October 13, 2020
Alcohol abstinence has been a growing trend among college-aged adults over the last two decades. It's an encouraging shift that aligns with a decline in alcohol use disorder.
However, those gains have been partly tempered by another trend: More young adults are using marijuana and misusing alcohol and marijuana together.
Those are the findings of a study conducted by researchers at the University of Michigan and Texas State University. They showcase a mixed bag of substance use trends among U.S. adults ages 18 to 22.
The percentage of college students who abstained from alcohol increased from 20% in 2002 to 28% in 2018, the study found. It similarly jumped from 24% to 30% for young adults who were not in college.
At the same time, alcohol addiction rates plummeted.
"The prevalence of alcohol use disorder in both groups in 2018 was roughly half of what it was in 2002," said Sean Esteban McCabe, director of the Center for the Study of Drugs, Alcohol, Smoking and Health at the University of Michigan.
"We are excited to learn about these drops in disordered drinking, as alcohol-related consequences are one of the leading causes of mortality and morbidity for young adults."
Still, marijuana use increased, rising from about 33% to 37% in both groups, though the prevalence of marijuana use disorder remained stable. And researchers found the spike in co-use of alcohol and marijuana concerning.
The percentage of college students co-using marijuana and alcohol jumped from 20% in 2002 to 26% in 2018. Among non-college students, it increased from 21% to 25%.
"Polysubstance use can have more negative consequences and can be more difficult to treat," said co-author Ty Schepis, a psychology professor at Texas State.
Prescription drug use and illicit drug use also was common among adults who misused alcohol and marijuana, according to study data.
More than 75% of those with both alcohol use disorder and marijuana use disorder reported past-year prescription drug use and illicit drug use. And 62.2% reported prescription drug misuse.
Schepis added that from 2015 to 2018, only 2.5% of young adults who abstained from alcohol and marijuana reported misusing prescription drugs, compared to 25.1% of co-users who misused prescription drugs.
"That is a tenfold difference with potentially dangerous consequences," he said.
This highlights a changing "substance use landscape" where misusing several different substances is more common, researchers said. That requires different intervention strategies be adopted.

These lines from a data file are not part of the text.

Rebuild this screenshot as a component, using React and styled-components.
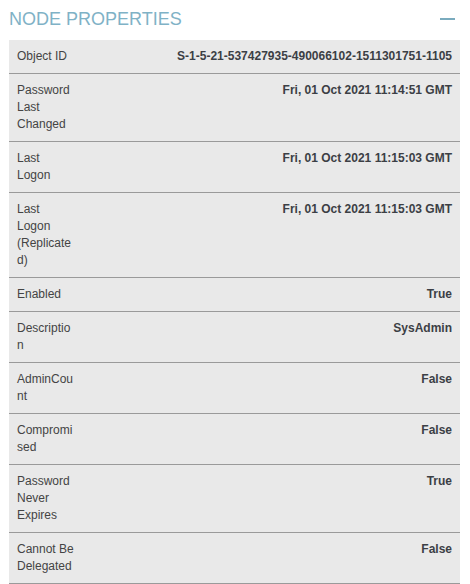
import React from 'react';
import styled, { createGlobalStyle } from 'styled-components';

const GlobalStyle = createGlobalStyle`
  body {
    margin: 0;
    background: #ffffff;
    font-family: "Liberation Sans", Arial, sans-serif;
  }
`;

const props = [
  ['Object ID', 'S-1-5-21-537427935-490066102-1511301751-1105'],
  ['Password Last Changed', 'Fri, 01 Oct 2021 11:14:51 GMT'],
  ['Last Logon', 'Fri, 01 Oct 2021 11:15:03 GMT'],
  ['Last Logon (Replicated)', 'Fri, 01 Oct 2021 11:15:03 GMT'],
  ['Enabled', 'True'],
  ['Description', 'SysAdmin'],
  ['AdminCount', 'False'],
  ['Compromised', 'False'],
  ['Password Never Expires', 'True'],
  ['Cannot Be Delegated', 'False'],
];

function App() {
  return (
    <>
      <GlobalStyle />
      <Panel>
        <Header>
          <Title>NODE PROPERTIES</Title>
          <Collapse />
        </Header>
        <Table>
          {props.map(([label, value]) => (
            <Row key={label}>
              <Label>{label}</Label>
              <Value>{value}</Value>
            </Row>
          ))}
        </Table>
      </Panel>
    </>
  );
}

const Panel = styled.div`
  padding: 0 10px 0 9px;
`;

const Header = styled.div`
  display: flex;
  justify-content: space-between;
  align-items: center;
  height: 40px;
`;

const Title = styled.h2`
  margin: 0;
  font-size: 18px;
  font-weight: 400;
  color: #7fb2c6;
  line-height: 20px;
  margin-top: -2px;
`;

const Collapse = styled.span`
  display: block;
  width: 15px;
  height: 2px;
  margin-right: 5px;
  margin-top: -3px;
  background: #7aabbe;
`;

const Table = styled.div`
  background: #e9e9e9;
`;

const Row = styled.div`
  display: flex;
  justify-content: space-between;
  padding: 8px;
  border-bottom: 1px solid #9a9a9a;
  font-size: 12px;
  line-height: 17px;
`;

const Label = styled.div`
  width: 58px;
  flex-shrink: 0;
  color: #444444;
  overflow-wrap: anywhere;
`;

const Value = styled.div`
  text-align: right;
  font-weight: 700;
  color: #3c3f45;
`;

export default App;
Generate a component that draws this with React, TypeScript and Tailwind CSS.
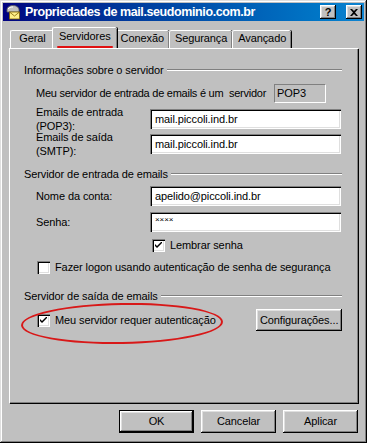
import type { ReactNode } from 'react';

const raised =
  'shadow-[inset_-1px_-1px_#000,inset_1px_1px_#fff,inset_-2px_-2px_#808080,inset_2px_2px_#dfdfdf]';
const sunken =
  'shadow-[inset_1px_1px_#808080,inset_2px_2px_#000,inset_-1px_-1px_#fff,inset_-2px_-2px_#dfdfdf]';

function MailIcon() {
  return (
    <svg width="16" height="16" viewBox="0 0 16 16" className="shrink-0">
      <path d="M2 6 C2 3 5 1.5 8 1.5 C11 1.5 14 3 14 6 L14 8 L2 8 Z" fill="#c0c0c0" stroke="#606060" strokeWidth="0.8" />
      <path d="M3 5 C4 3.5 6 3 8 3" fill="none" stroke="#fff" strokeWidth="1" />
      <rect x="4.5" y="8" width="10" height="7" fill="#ffef8a" stroke="#806000" strokeWidth="0.8" />
      <path d="M4.5 8 L9.5 12 L14.5 8" fill="none" stroke="#806000" strokeWidth="0.8" />
    </svg>
  );
}

function TitleButton({ children }: { children: ReactNode }) {
  return (
    <div
      className={`w-[16px] h-[14px] bg-[#c0c0c0] ${raised} flex items-center justify-center text-[11px] font-bold leading-none text-black`}
    >
      {children}
    </div>
  );
}

function Tab({ label, active, className = '' }: { label: string; active?: boolean; className?: string }) {
  if (active) {
    return (
      <div className="relative -mx-[2px] z-10 self-stretch h-[21px] px-[6px] pt-[2px] bg-[#c0c0c0] border-l border-t border-white rounded-t-[2px] shadow-[inset_-1px_0_#808080,1px_0_#000]">
        <span className="relative">
          {label}
          <span className="absolute left-[-2px] right-[-2px] top-[16px] h-[2px] bg-[#e01010] rounded-full" />
        </span>
      </div>
    );
  }
  return (
    <div
      className={`h-[18px] mt-[3px] px-[5px] pt-[1px] text-center bg-[#c0c0c0] border-l border-t border-white rounded-t-[2px] shadow-[inset_-1px_0_#808080,1px_0_#000] ${className}`}
    >
      {label}
    </div>
  );
}

function Section({ title }: { title: string }) {
  return (
    <div className="flex items-center h-[14px]">
      <span className="pr-[3px]">{title}</span>
      <div className="flex-1 border-t border-[#808080] border-b border-b-white" />
    </div>
  );
}

function Field({ value, small }: { value: string; small?: boolean }) {
  return (
    <div className={`w-[191px] h-[20px] bg-white ${sunken} flex items-center px-[5px]`}>
      <span className={small ? 'text-[8px] leading-none -mt-[5px]' : ''}>{value}</span>
    </div>
  );
}

function Check({ checked }: { checked?: boolean }) {
  return (
    <div className={`w-[13px] h-[13px] bg-white ${sunken} shrink-0 flex items-center justify-center`}>
      {checked && (
        <svg width="7" height="7" viewBox="0 0 7 7">
          <path d="M0 2 L0 4 L2 6 L7 1 L7 -1 L2 4 Z" fill="#000" />
        </svg>
      )}
    </div>
  );
}

function Button({ label, def, className = '' }: { label: string; def?: boolean; className?: string }) {
  if (def) {
    return (
      <div className={`border border-black ${className}`}>
        <div className={`h-full bg-[#c0c0c0] ${raised} flex items-center justify-center`}>{label}</div>
      </div>
    );
  }
  return (
    <div className={`bg-[#c0c0c0] ${raised} flex items-center justify-center ${className}`}>{label}</div>
  );
}

export default function App() {
  return (
    <div
      className="w-[367px] h-[443px] bg-[#c0c0c0] p-[3px] text-[11px] leading-[13px] tracking-[-0.1px] text-black shadow-[inset_-1px_-1px_#000,inset_1px_1px_#dfdfdf,inset_-2px_-2px_#808080,inset_2px_2px_#fff]"
      style={{ fontFamily: '"Liberation Sans", Arial, sans-serif' }}
    >
      {/* barra de título */}
      <div className="h-[18px] flex items-center pl-[2px] pr-[2px] gap-[4px] bg-gradient-to-r from-[#000080] to-[#1084d0]">
        <MailIcon />
        <span className="flex-1 text-white font-bold text-[12.5px] tracking-[-0.4px]">
          Propriedades de mail.seudominio.com.br
        </span>
        <TitleButton>?</TitleButton>
        <div className="w-[2px]" />
        <TitleButton>
          <svg width="8" height="7" viewBox="0 0 8 7">
            <path d="M0 0 L2 0 L4 2 L6 0 L8 0 L5 3.5 L8 7 L6 7 L4 5 L2 7 L0 7 L3 3.5 Z" fill="#000" />
          </svg>
        </TitleButton>
      </div>

      {/* abas */}
      <div className="flex items-start h-[21px] mt-[6px] pl-[7px]">
        <Tab label="Geral" className="w-[44px]" />
        <Tab label="Servidores" active />
        <Tab label="Conexão" />
        <Tab label="Segurança" />
        <Tab label="Avançado" />
      </div>

      {/* painel */}
      <div className="relative mx-[6px] h-[355px] border-l border-t border-white shadow-[inset_-1px_-1px_#808080,1px_1px_#000] pl-[14px] pr-[16px] pt-[14px]">
        <Section title="Informações sobre o servidor" />
        <div className="flex items-center h-[20px] mt-[6px] pl-[12px]">
          <span className="w-[238px] whitespace-nowrap tracking-[-0.25px]">
            Meu servidor de entrada de emails é um&nbsp; servidor
          </span>
          <div className="w-[52px] h-[19px] border border-[#808080] border-r-white border-b-white flex items-center px-[2px]">
            POP3
          </div>
        </div>
        <div className="flex items-center h-[20px] mt-[6px] pl-[12px]">
          <span className="w-[114px] leading-[14px]">
            Emails de entrada
            <br />
            (POP3):
          </span>
          <Field value="mail.piccoli.ind.br" />
        </div>
        <div className="flex items-center h-[20px] mt-[5px] pl-[12px]">
          <span className="w-[114px] leading-[14px]">
            Emails de saída
            <br />
            (SMTP):
          </span>
          <Field value="mail.piccoli.ind.br" />
        </div>

        <div className="mt-[13px]">
          <Section title="Servidor de entrada de emails" />
        </div>
        <div className="flex items-center h-[20px] mt-[5px] pl-[12px]">
          <span className="w-[114px]">Nome da conta:</span>
          <Field value="apelido@piccoli.ind.br" />
        </div>
        <div className="flex items-center h-[20px] mt-[6px] pl-[12px]">
          <span className="w-[114px]">Senha:</span>
          <Field value="××××" small />
        </div>
        <div className="flex items-center gap-[5px] h-[13px] mt-[7px] pl-[128px]">
          <Check checked />
          <span>Lembrar senha</span>
        </div>
        <div className="flex items-center gap-[5px] h-[13px] mt-[9px] pl-[13px]">
          <Check />
          <span>Fazer logon usando autenticação de senha de segurança</span>
        </div>

        <div className="mt-[15px]">
          <Section title="Servidor de saída de emails" />
        </div>
        <div className="flex items-center h-[22px] mt-[6px]">
          <div className="flex items-center gap-[5px] pl-[13px] w-[233px]">
            <Check checked />
            <span>Meu servidor requer autenticação</span>
          </div>
          <Button label="Configurações..." className="w-[86px] h-[22px]" />
        </div>

        {/* marcação em vermelho */}
        <div className="absolute left-[11px] top-[254px] w-[202px] h-[41px] rounded-[50%] border-[2px] border-[#d81818] -rotate-[1deg]" />
      </div>

      {/* botões */}
      <div className="flex justify-end gap-[7px] mt-[7px] pr-[6px]">
        <Button label="OK" def className="w-[75px] h-[23px]" />
        <Button label="Cancelar" className="w-[75px] h-[23px]" />
        <Button label="Aplicar" className="w-[75px] h-[23px]" />
      </div>
    </div>
  );
}
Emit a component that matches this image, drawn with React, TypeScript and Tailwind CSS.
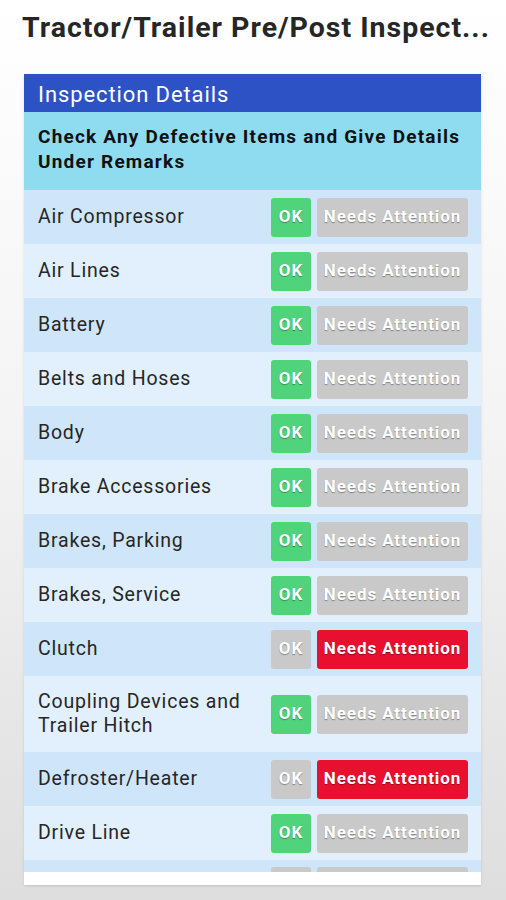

Schools and employers need to focus on screening and interventions for polysubstance use and abuse, McCabe said, noting more than 1 million young adults are in recovery.
"Interventions that focus solely on one substance will be less effective than interventions that take a more holistic polysubstance use perspective," McCabe said. "The findings of our study reinforce the complex task health professionals have of detecting and developing effective interventions to reduce consequences associated with polysubstance use, such as co-use of alcohol and marijuana."
The study, published Monday in JAMA Pediatrics, included data from a nationally representative survey of 182,722 young adults.